Persons with Disabilities:

Emergencies can happen at a moment's notice. It is important to know your plans ahead of time so you are better prepared for any urgent situation. The booklet below gives tips on getting informed, making a plan, assembling a kit, and maintaining these plans for people with mobility problems or who have hearing, learning, or seeing disabilities.

These tips provide you and your caregivers with considerations needed to help manage communications, equipment, pets and home hazards.

The booklets are co-authored by the American Red Cross and Department of Homeland Security, FEMA and are available from your local chapter of the Red Cross.
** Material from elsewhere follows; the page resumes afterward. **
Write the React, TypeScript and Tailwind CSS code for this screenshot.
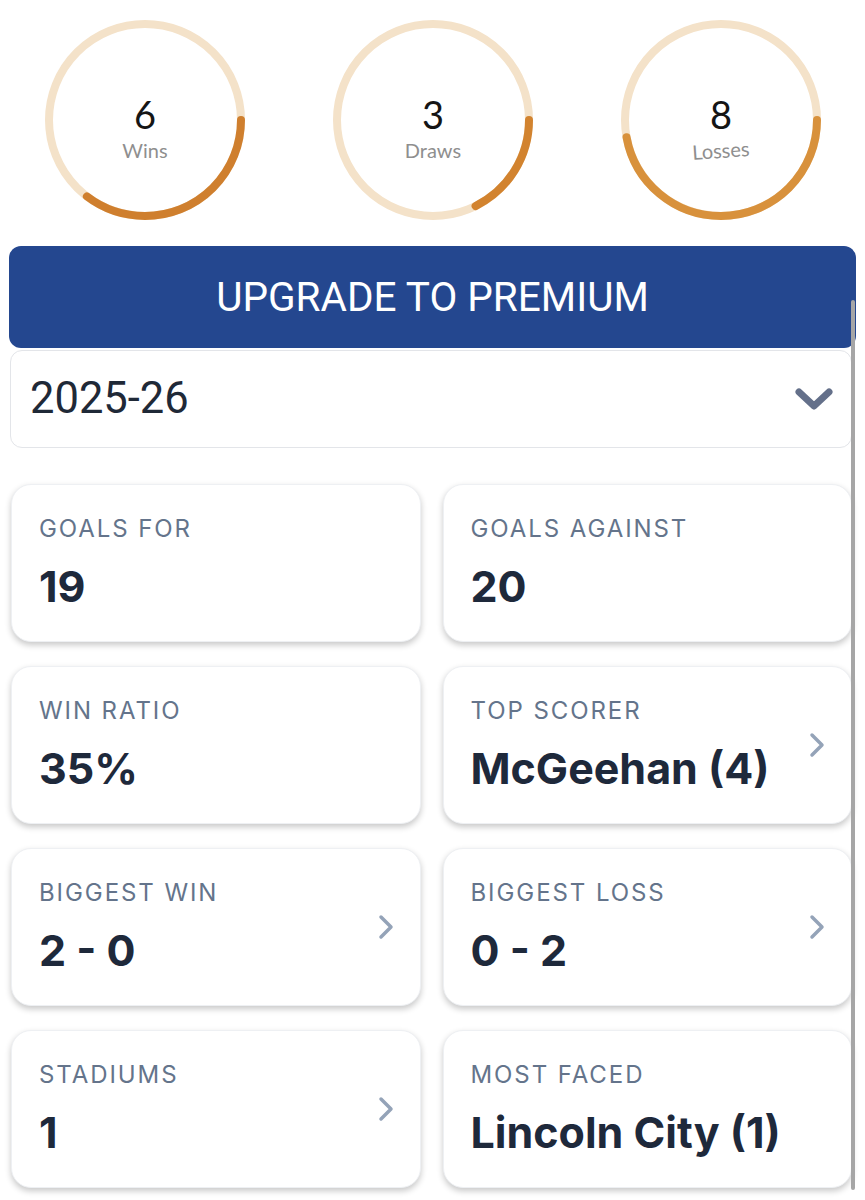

Preparing for Disaster for People with Disabilities and other Special Needs  - A4497.pdf

Seniors:

The American Red Cross recommends that senior citizens create a personal support network made up of several individuals who will check in on them in an emergency to ensure their wellness and to give assistance if needed.  This network can consist of friends, roommates, family members, relatives, personal attendants, co-workers and neighbors.  It is suggested that a minimum of three people are identified at each location where one regularly spends a significant part of their week, for example; at work, home, school or volunteer site.

 

Create a personal support network before a disaster:

  • Make arrangements prior to an emergency for your support network to immediately check on you after a disaster.
  • Exchange important keys.
  • Show where you keep emergency supplies.
  • Share copies of your relevant emergency documents, evacuation plans and emergency health information card.
  • Agree & practice a communications system regarding how to contact each other. (other then telephone).
  • You and your personal support network should always notify each other when you are going out of town.
  • The relationship should be mutual. Learn about each other's needs and how to help each other in an emergency.
  • Share the responsibilities for food, supplies, preparation, organizing neighborhood, meetings and translating.